POSTED: Thursday, December 29, 2011, 9:11 AM
Filed Under: Music Song

Our Top 21 Albums issue came out Dec. 22, but that doesn’t come close to telling you what 2011 sounded like. To help find the devil in the details, we’ve asked City Paper’s critics, friends and family to name some of their favorite songs — be they secret gems on terrible albums, sleeper tracks you missed, huge pop songs that need defending, or just plain good songs everybody already knows and loves. (Ignore the video, this is about the audio.)

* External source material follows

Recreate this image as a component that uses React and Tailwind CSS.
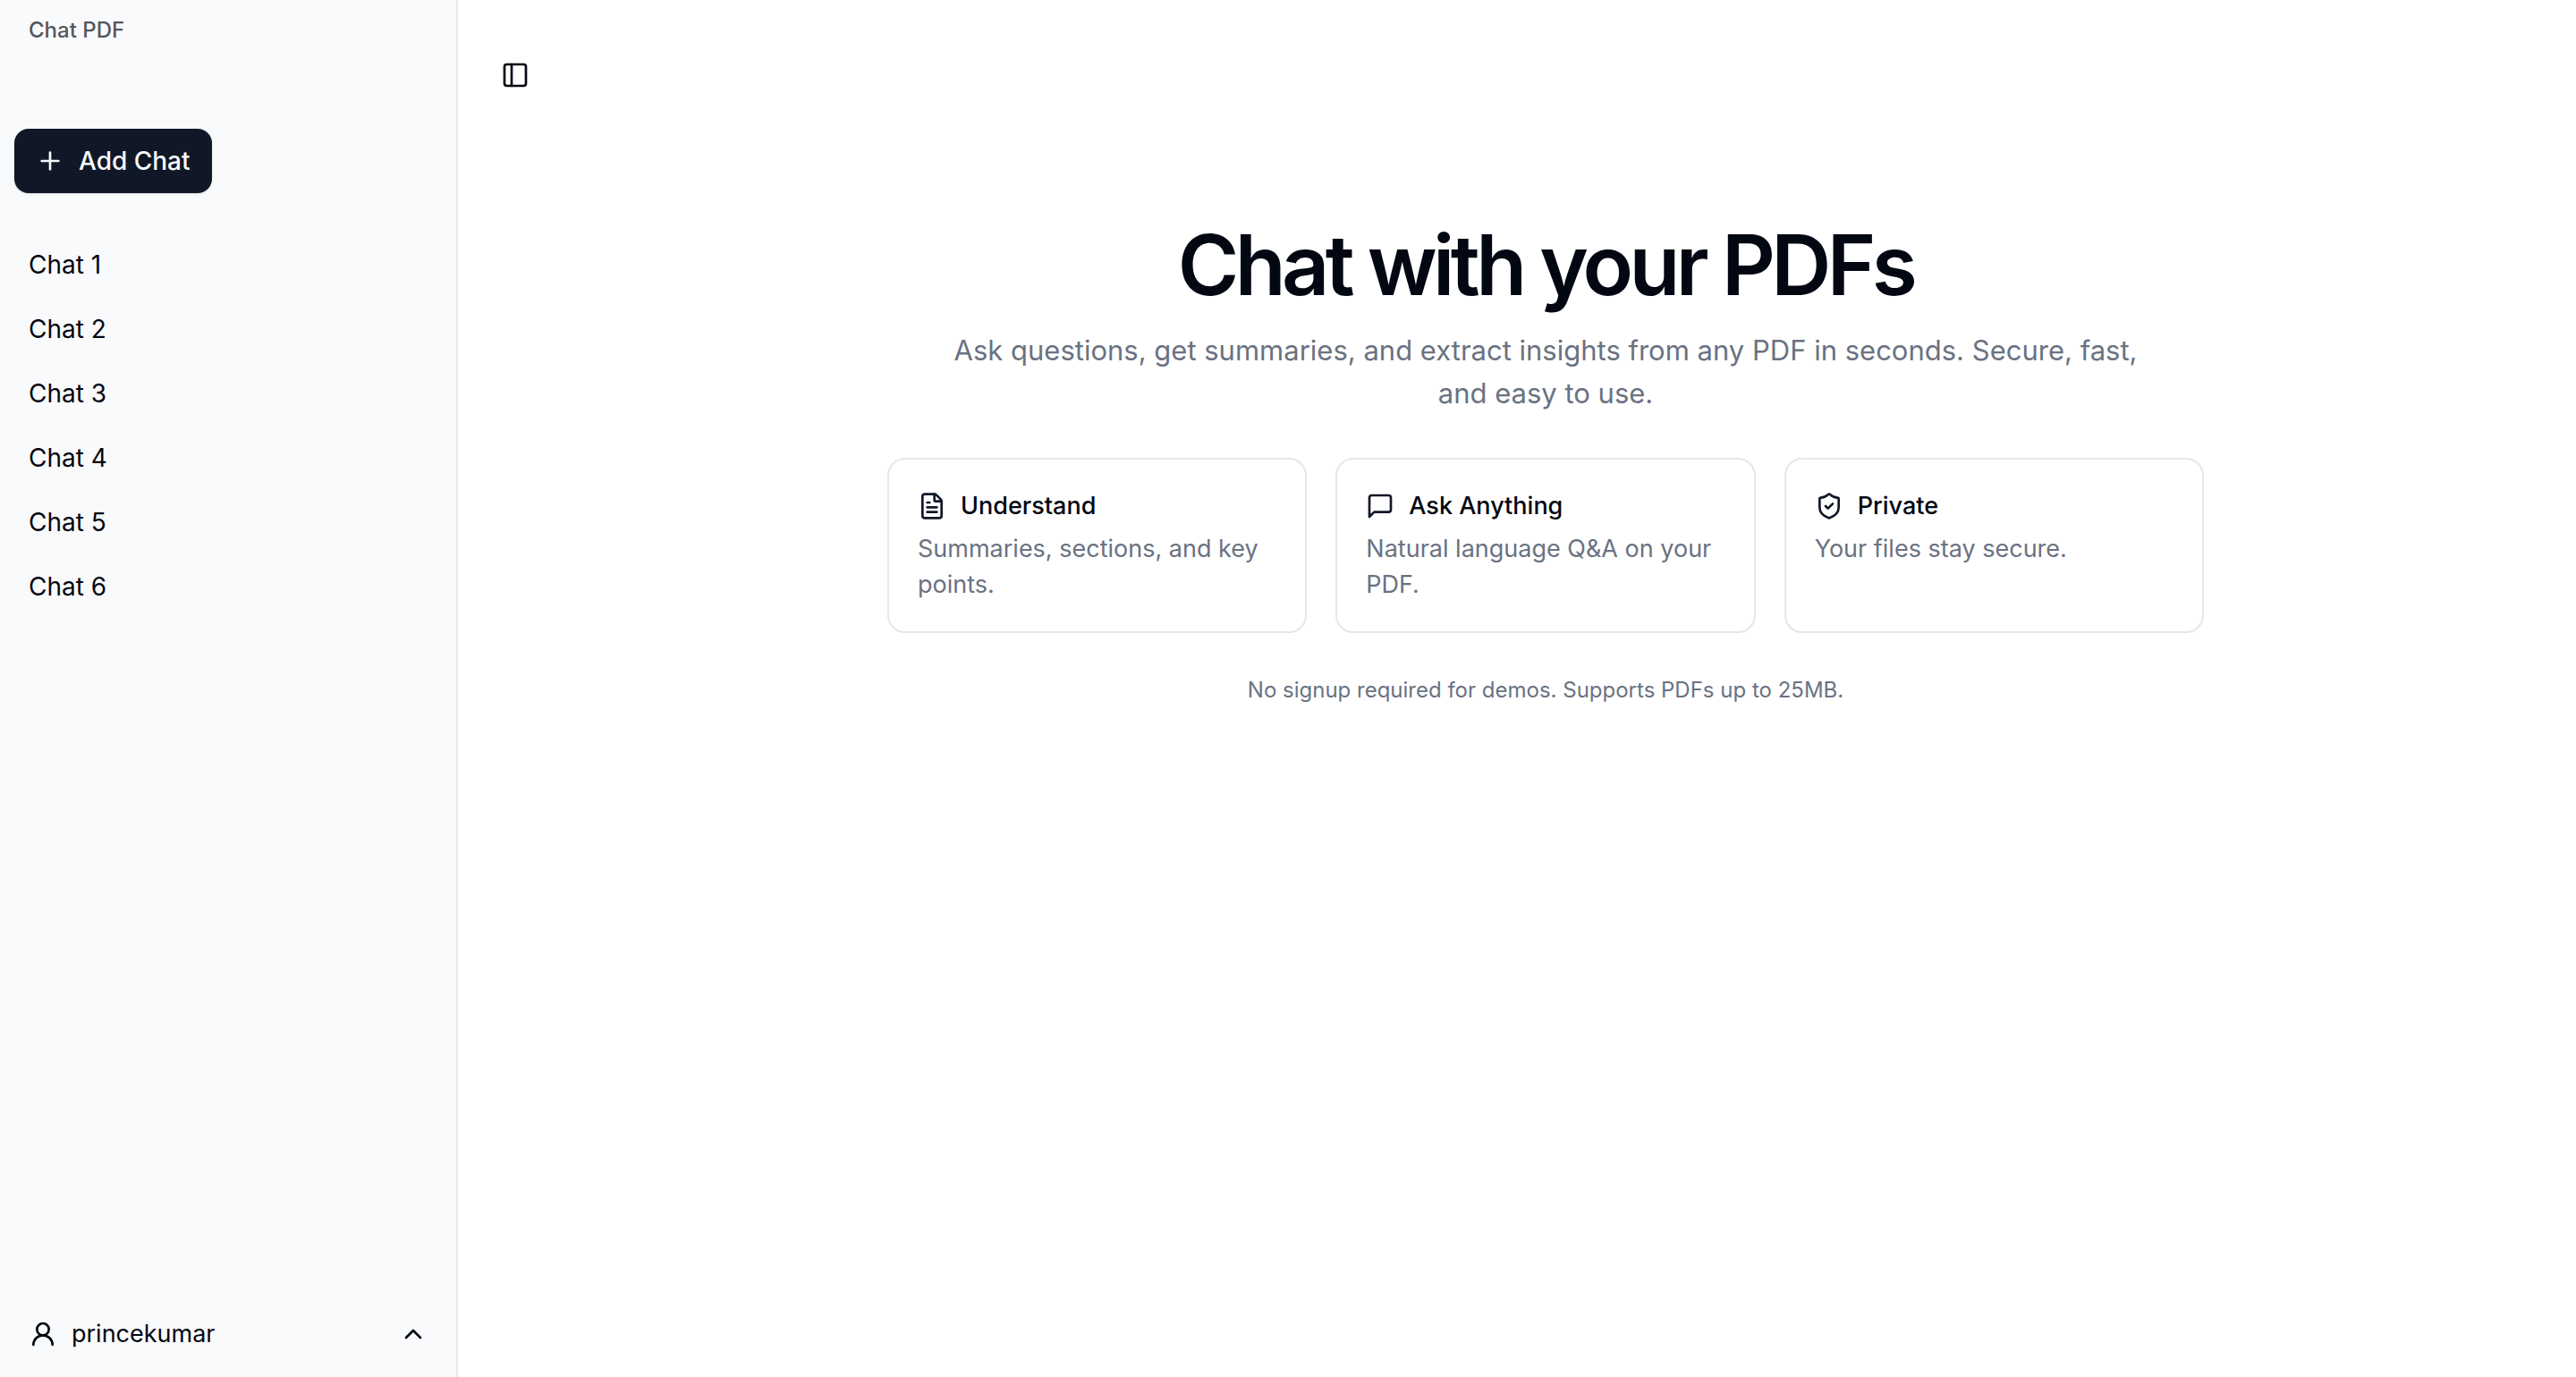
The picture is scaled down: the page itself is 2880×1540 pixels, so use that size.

It makes no sense that the song that rocked me the hardest this year was Craig Finn’s ode to the Minnesota Twins, which appears on The Baseball Project’s High and Inside. “These are grown men,” Finn pleads. That’s debatable. “These are heroes.” They most certainly are not. “Please don’t call them Twinkies.” Why would I call them anything at all? I stopped caring about baseball when I was 6, right about when I learned the Phillies wouldn’t let a girl be their third baseman. I’ve never been to Minneapolis, and I don’t have much use for Finn’s work with The Hold Steady. But Steve Wynn’s guitar solo is short and sharp, Minnesota native Linda Pitmon’s drumming is even more passionate than usual, and I appreciate the nerdery that goes into writing a couplet like “Oliva hit the singles and Harmon hit the homers / Mudcat Grant won 20 games and they didn’t play in a dome yet.” Aw, well, at least it’s not about basketball.